**TASK INSTRUCTIONS:**
Search the data for the word "index" and copy every line that contains it.

◇ ◇ ◇ ◇ ◇ ◇ ◇

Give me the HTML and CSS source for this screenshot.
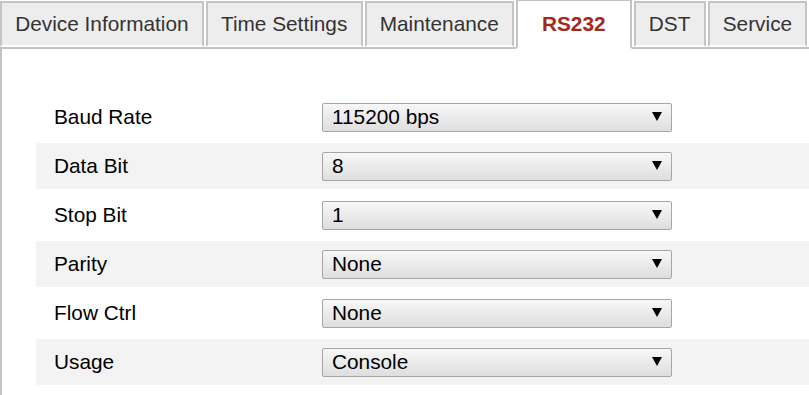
FILE: index.html
```html
<!DOCTYPE html>
<html lang="en">
<head>
    <meta charset="UTF-8">
    <meta name="viewport" content="width=device-width, initial-scale=1.0">
    <title>RS232</title>
    <link rel="stylesheet" href="styles.css">
</head>
<body>
    <ul class="tabs">
        <li class="tab">Device Information</li>
        <li class="tab">Time Settings</li>
        <li class="tab">Maintenance</li>
        <li class="tab active">RS232</li>
        <li class="tab">DST</li>
        <li class="tab">Service</li>
    </ul>
    <div class="panel">
        <div class="row">
            <div class="label">Baud Rate</div>
            <div class="select"><span>115200 bps</span><i class="arrow"></i></div>
        </div>
        <div class="row">
            <div class="label">Data Bit</div>
            <div class="select"><span>8</span><i class="arrow"></i></div>
        </div>
        <div class="row">
            <div class="label">Stop Bit</div>
            <div class="select"><span>1</span><i class="arrow"></i></div>
        </div>
        <div class="row">
            <div class="label">Parity</div>
            <div class="select"><span>None</span><i class="arrow"></i></div>
        </div>
        <div class="row">
            <div class="label">Flow Ctrl</div>
            <div class="select"><span>None</span><i class="arrow"></i></div>
        </div>
        <div class="row">
            <div class="label">Usage</div>
            <div class="select"><span>Console</span><i class="arrow"></i></div>
        </div>
    </div>
</body>
</html>
```
FILE: styles.css
```css
* {
    margin: 0;
    padding: 0;
    box-sizing: border-box;
}
body {
    font-family: "Liberation Sans", Arial, sans-serif;
    font-size: 20.8px;
    background: #fff;
    color: #000;
    width: 840px;
    overflow: hidden;
}
.tabs {
    list-style: none;
    display: flex;
    align-items: flex-start;
    height: 47px;
}
.tab {
    height: 46px;
    margin-top: 1px;
    margin-right: 2px;
    padding: 0 13.2px;
    border: 2px solid #c4c4c4;
    border-bottom-color: #fff;
    background: #ededed;
    color: #333;
    display: flex;
    align-items: center;
    white-space: nowrap;
}
.tab.active {
    position: relative;
    z-index: 1;
    height: 50px;
    margin-top: -1px;
    background: #fff;
    color: #a3281a;
    font-weight: bold;
    padding: 0 24px;
}
.panel {
    border-top: 2px solid #c4c4c4;
    border-left: 2px solid #c4c4c4;
    padding: 45px 0 20px 34px;
}
.row {
    display: flex;
    align-items: center;
    height: 46px;
    margin-bottom: 3px;
    padding-left: 18px;
}
.row:nth-child(even) {
    background: #f3f3f3;
}
.label {
    width: 268px;
}
.select {
    width: 350px;
    height: 29px;
    border: 1px solid #a6a6a6;
    border-radius: 2px;
    background: linear-gradient(#f7f7f7, #dedede);
    display: flex;
    align-items: center;
    justify-content: space-between;
    padding: 0 9px 0 9px;
}
.arrow {
    width: 0;
    height: 0;
    border-left: 5px solid transparent;
    border-right: 5px solid transparent;
    border-top: 9px solid #000;
    margin-top: -2px;
}
```
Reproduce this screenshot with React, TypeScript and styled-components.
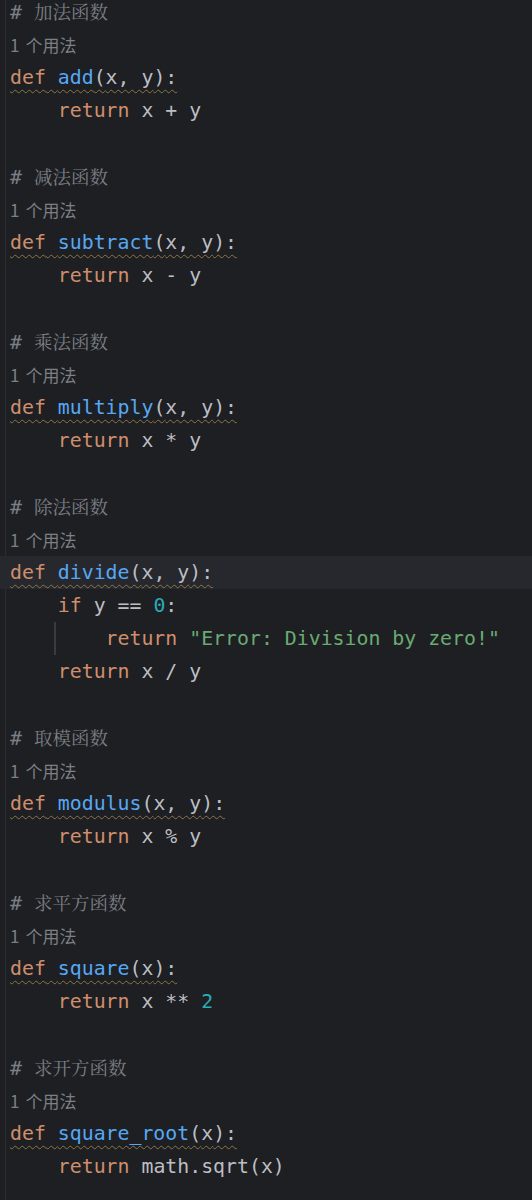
import React from "react";
import styled, { createGlobalStyle } from "styled-components";

const Global = createGlobalStyle`
  html, body { margin: 0; padding: 0; background: #1e1f22; }
  body { overflow: hidden; }
`;

const Editor = styled.div`
  margin-top: -5px;
  width: 532px;
  height: 1210px;
  background: linear-gradient(to right, transparent 5px, #2b2d30 5px, #2b2d30 6px, transparent 6px), #1e1f22;
  font-family: "DejaVu Sans Mono", "Liberation Mono", monospace;
  font-size: 19.85px;
  color: #bcbec4;
`;

const Row = styled.div<{ $current?: boolean }>`
  position: relative;
  height: 33px;
  line-height: 33px;
  padding-left: 10px;
  white-space: pre;
  background: ${(p) => (p.$current ? "#26282e" : "transparent")};
`;

const IndentGuide = styled.span`
  position: absolute;
  left: 54px;
  top: 0;
  bottom: 0;
  width: 2px;
  background: #393b40;
`;

const Kw = styled.span`
  color: #cf8e6d;
`;
const Fn = styled.span`
  color: #56a8f5;
`;
const Num = styled.span`
  color: #2aacb8;
`;
const Str = styled.span`
  color: #6aab73;
`;

const Warn = styled.span`
  text-decoration: underline wavy #8a7648;
  text-decoration-thickness: 1px;
  text-underline-offset: 5px;
  text-decoration-skip-ink: none;
`;

const Comment = styled.span`
  color: #7a7e85;
`;

const CjkComment = styled.span`
  font-family: "Noto Serif CJK SC", "Noto Sans CJK SC", serif;
  font-size: 18.5px;
  color: #7a7e85;
`;

const Hint = styled.span`
  font-family: "Noto Sans CJK SC", "Noto Sans", sans-serif;
  font-size: 17px;
  color: #7c7f86;
`;

const HintCount = styled.span`
  margin-right: 6px;
`;

type Fnc = { comment: string; name: string; args: string; body: React.ReactNode[] };

const funcs: Fnc[] = [
  { comment: "加法函数", name: "add", args: "x, y", body: [<><Kw>    return</Kw> x + y</>] },
  { comment: "减法函数", name: "subtract", args: "x, y", body: [<><Kw>    return</Kw> x - y</>] },
  { comment: "乘法函数", name: "multiply", args: "x, y", body: [<><Kw>    return</Kw> x * y</>] },
  {
    comment: "除法函数",
    name: "divide",
    args: "x, y",
    body: [
      <><Kw>    if</Kw> y == <Num>0</Num>:</>,
      <><IndentGuide /><Kw>        return</Kw> <Str>"Error: Division by zero!"</Str></>,
      <><Kw>    return</Kw> x / y</>,
    ],
  },
  { comment: "取模函数", name: "modulus", args: "x, y", body: [<><Kw>    return</Kw> x % y</>] },
  { comment: "求平方函数", name: "square", args: "x", body: [<><Kw>    return</Kw> x ** <Num>2</Num></>] },
  { comment: "求开方函数", name: "square_root", args: "x", body: [<><Kw>    return</Kw> math.sqrt(x)</>] },
];

export default function App() {
  return (
    <>
      <Global />
      <Editor>
        {funcs.map((f, i) => (
          <React.Fragment key={f.name}>
            {i > 0 && <Row />}
            <Row>
              <Comment># </Comment>
              <CjkComment>{f.comment}</CjkComment>
            </Row>
            <Row>
              <Hint>
                <HintCount>1</HintCount>个用法
              </Hint>
            </Row>
            <Row $current={f.name === "divide"}>
              <Warn>
                <Kw>def</Kw> <Fn>{f.name}</Fn>({f.args}):
              </Warn>
            </Row>
            {f.body.map((b, j) => (
              <Row key={j}>{b}</Row>
            ))}
          </React.Fragment>
        ))}
      </Editor>
    </>
  );
}
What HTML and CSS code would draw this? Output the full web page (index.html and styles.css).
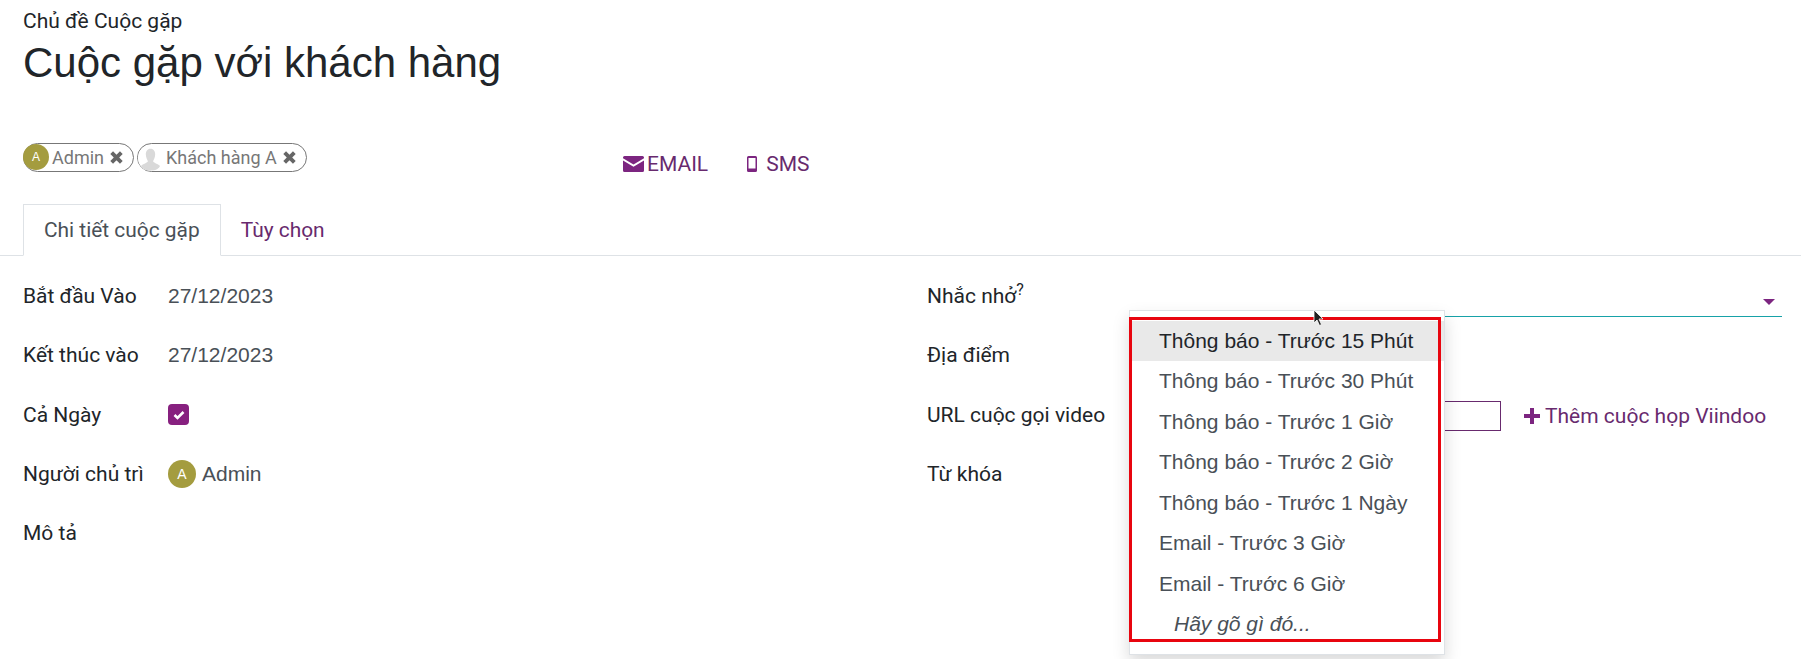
FILE: index.html
```html
<!DOCTYPE html>
<html lang="en">
  <head>
    <meta charset="UTF-8" />
    <title>Cuộc gặp với khách hàng</title>
    <link rel="stylesheet" href="styles.css">
  </head>
  <body>
    <div class="sheet">
      <div class="title-block">
        <div class="title-label">Chủ đề Cuộc gặp</div>
        <h1 class="title">Cuộc gặp với khách hàng</h1>
      </div>

      <div class="attendees">
        <div class="chips">
          <span class="chip">
            <span class="avatar avatar-small">A</span>
            <span class="chip-name">Admin</span>
            <svg class="chip-x" viewBox="0 0 14 14"><path d="M2.500 2.500 11.500 11.500M11.500 2.500 2.500 11.500" /></svg>
          </span>
          <span class="chip">
            <svg class="avatar-ghost" viewBox="0 0 24 24"><rect width="24" height="24" fill="#fff" /><path d="M12 3c3 0 4.500 2.400 4.500 5.500S15 14 14.500 15c0 1.500 5 2.500 6.500 4.500V24H3v-4.500C4.500 17.500 9.500 16.500 9.500 15 9 14 7.500 11.600 7.500 8.500S9 3 12 3z" fill="#d9d9d9" /></svg>
            <span class="chip-name">Khách hàng A</span>
            <svg class="chip-x" viewBox="0 0 14 14"><path d="M2.500 2.500 11.500 11.500M11.500 2.500 2.500 11.500" /></svg>
          </span>
        </div>
        <div class="send-links">
          <a class="send-link">
            <svg class="icon-mail" viewBox="0 0 21 16"><path d="M1.500 0h18A1.500 1.500 0 0 1 21 1.500v.7l-10.500 6.300L0 2.200v-.7A1.500 1.500 0 0 1 1.500 0z" /><path d="M0 4.400l10.500 6.300L21 4.400v10.100a1.500 1.500 0 0 1-1.500 1.500h-18A1.500 1.500 0 0 1 0 14.500z" /></svg>
            EMAIL
          </a>
          <a class="send-link">
            <svg class="icon-phone" viewBox="0 0 10 16"><path fill-rule="evenodd" d="M1.500 0h7A1.500 1.500 0 0 1 10 1.500v13A1.500 1.500 0 0 1 8.500 16h-7A1.500 1.500 0 0 1 0 14.500v-13A1.500 1.500 0 0 1 1.500 0zM1.500 2v10.500h7V2z" /></svg>
            SMS
          </a>
        </div>
      </div>

      <div class="tabs">
        <a class="tab tab-active">Chi tiết cuộc gặp</a>
        <a class="tab">Tùy chọn</a>
      </div>

      <div class="form">
        <div class="col">
          <div class="row">
            <label class="label">Bắt đầu Vào</label>
            <span class="value">27/12/2023</span>
          </div>
          <div class="row">
            <label class="label">Kết thúc vào</label>
            <span class="value">27/12/2023</span>
          </div>
          <div class="row">
            <label class="label">Cả Ngày</label>
            <span class="checkbox">
              <svg viewBox="0 0 12 10"><path d="M1.500 5 4.500 8 10.500 2" fill="none" stroke="#fff" stroke-width="2.600" /></svg>
            </span>
          </div>
          <div class="row">
            <label class="label">Người chủ trì</label>
            <span class="value value-user"><span class="avatar">A</span>Admin</span>
          </div>
          <div class="row">
            <label class="label">Mô tả</label>
          </div>
        </div>

        <div class="col col-right">
          <div class="row">
            <label class="label label-right">Nhắc nhở<sup>?</sup></label>
            <div class="select-line"><span class="caret"></span></div>
          </div>
          <div class="row">
            <label class="label label-right">Địa điểm</label>
          </div>
          <div class="row">
            <label class="label label-right">URL cuộc gọi video</label>
            <div class="video-field">
              <span class="video-input"></span>
              <a class="add-meeting">
                <svg viewBox="0 0 16 16"><path d="M6 0h4v6h6v4h-6v6H6v-6H0V6h6z" /></svg>
                Thêm cuộc họp Viindoo
              </a>
            </div>
          </div>
          <div class="row">
            <label class="label label-right">Từ khóa</label>
          </div>

          <ul class="dropdown">
            <li class="option option-active">Thông báo - Trước 15 Phút</li>
            <li class="option">Thông báo - Trước 30 Phút</li>
            <li class="option">Thông báo - Trước 1 Giờ</li>
            <li class="option">Thông báo - Trước 2 Giờ</li>
            <li class="option">Thông báo - Trước 1 Ngày</li>
            <li class="option">Email - Trước 3 Giờ</li>
            <li class="option">Email - Trước 6 Giờ</li>
            <li class="option option-hint">Hãy gõ gì đó...</li>
          </ul>
          <div class="red-box"></div>
          <svg class="cursor" viewBox="0 0 12 18"><path d="M1 1v13l3-3 2.500 5.500 2-1L6 10h4z" fill="#222" stroke="#fff" stroke-width=".8" /></svg>
        </div>
      </div>
    </div>
  </body>
</html>
```

FILE: styles.css
```css
* {
  margin: 0;
  padding: 0;
  box-sizing: border-box;
}

body {
  font-family: Roboto, "Noto Sans", sans-serif;
  background: white;
  color: #212529;
  overflow: hidden;
}

.sheet {
  width: 1801px;
  height: 659px;
  overflow: hidden;
}

.title-block {
  padding: 9px 23px 0;
}

.title-label {
  font-size: 21px;
  line-height: 24px;
}

.title {
  font-family: "Liberation Sans", Arial, sans-serif;
  font-size: 42px;
  font-weight: 400;
  line-height: 52px;
  margin-top: 4px;
}

/* attendees + send buttons */
.attendees {
  display: flex;
  align-items: center;
  height: 34px;
  margin-top: 52px;
  padding-left: 23px;
}

.chips {
  display: flex;
  gap: 3px;
  width: 600px;
}

.chip {
  display: flex;
  align-items: center;
  height: 29px;
  margin-top: -1px;
  border: 1px solid #777;
  border-radius: 15px;
  font-size: 18px;
  color: #777;
  padding-right: 9px;
}

.chip-name {
  margin: 0 5px 0 3px;
}

.chip-x {
  width: 15px;
  height: 15px;
  fill: none;
  stroke: #666;
  stroke-width: 3.600;
}

.avatar {
  display: flex;
  align-items: center;
  justify-content: center;
  width: 28px;
  height: 28px;
  border-radius: 50%;
  background: #a49c3f;
  color: #fff;
  font-family: "Liberation Sans", sans-serif;
  font-size: 14px;
}

.avatar-small {
  width: 26px;
  height: 26px;
  margin: -2px 0 0 -1px;
  font-size: 12px;
}

.avatar-ghost {
  width: 25px;
  height: 26px;
  border-radius: 50%;
}

.send-links {
  display: flex;
  gap: 39px;
  margin-top: 12px;
}

.send-link {
  display: flex;
  align-items: center;
  font-size: 21px;
  color: #682a6e;
}

.icon-mail {
  width: 21px;
  height: 16px;
  fill: #7c2580;
  margin-right: 3px;
}

.icon-phone {
  width: 10px;
  height: 16px;
  fill: #7c2580;
  margin-right: 9px;
}

/* tabs */
.tabs {
  display: flex;
  height: 52px;
  margin-top: 29px;
  padding-left: 23px;
  border-bottom: 1px solid #dee2e6;
}

.tab {
  font-size: 20.900px;
  line-height: 52px;
  padding: 0 20px;
  color: #682a6e;
}

.tab-active {
  color: #495057;
  background: white;
  border: 1px solid #dee2e6;
  border-bottom: 1px solid white;
  height: 52px;
  line-height: 50px;
}

/* form */
.form {
  display: flex;
  padding: 10.500px 0 0 23px;
}

.col {
  width: 904px;
}

.col-right {
  position: relative;
  width: 855px;
}

.row {
  display: flex;
  align-items: center;
  height: 59.250px;
}

.label {
  width: 145px;
  font-size: 21px;
  color: #212529;
}

.label-right {
  width: 209px;
}

.label sup {
  font-size: 16px;
  line-height: 0;
}

.value {
  font-family: "Liberation Sans", sans-serif;
  font-size: 21px;
  color: #495057;
}

.value-user {
  display: flex;
  align-items: center;
  gap: 6px;
}

.checkbox {
  display: flex;
  align-items: center;
  justify-content: center;
  width: 21px;
  height: 21px;
  border-radius: 4px;
  background: #87207f;
}

.checkbox svg {
  width: 12px;
  height: 10px;
}

.select-line {
  position: relative;
  flex: 1;
  align-self: flex-start;
  height: 33px;
  margin-top: 17px;
  border-bottom: 1px solid #17a2a8;
}

.caret {
  position: absolute;
  right: 7px;
  top: 15px;
  border-left: 6px solid transparent;
  border-right: 6px solid transparent;
  border-top: 6px solid #7c2580;
}

.video-field {
  display: flex;
  align-items: center;
  flex: 1;
  margin-top: 2px;
}

.video-input {
  width: 365px;
  height: 30px;
  border: 1px solid #682a6e;
}

.add-meeting {
  display: flex;
  align-items: center;
  gap: 5px;
  margin-left: 23px;
  font-size: 21px;
  color: #682a6e;
}

.add-meeting svg {
  width: 16px;
  height: 16px;
  fill: #7c2580;
}

/* dropdown overlay */
.dropdown {
  position: absolute;
  left: 202px;
  top: 43px;
  width: 316px;
  height: 345px;
  list-style: none;
  background: white;
  border: 1px solid #dee2e6;
  padding-top: 10px;
  box-shadow: 0 8px 16px rgba(0, 0, 0, 0.15);
  font-family: "Liberation Sans", sans-serif;
}

.option {
  height: 40.500px;
  line-height: 40.500px;
  padding-left: 29px;
  font-size: 21px;
  color: #495057;
  white-space: nowrap;
}

.option-active {
  background: #e9e9e9;
  color: #212529;
}

.option-hint {
  padding-left: 44px;
  font-style: italic;
}

.red-box {
  position: absolute;
  left: 202px;
  top: 50px;
  width: 312px;
  height: 325px;
  border: 3px solid #e8050f;
}

.cursor {
  position: absolute;
  left: 386px;
  top: 42px;
  width: 12px;
  height: 18px;
}
```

◇ ◇ ◇ ◇ ◇ ◇ ◇

**THE ANSWER:**
FILE: index.html
    z-index: 1;
What HTML and CSS code would draw this? Output the full web page (index.html and styles.css).
FILE: index.html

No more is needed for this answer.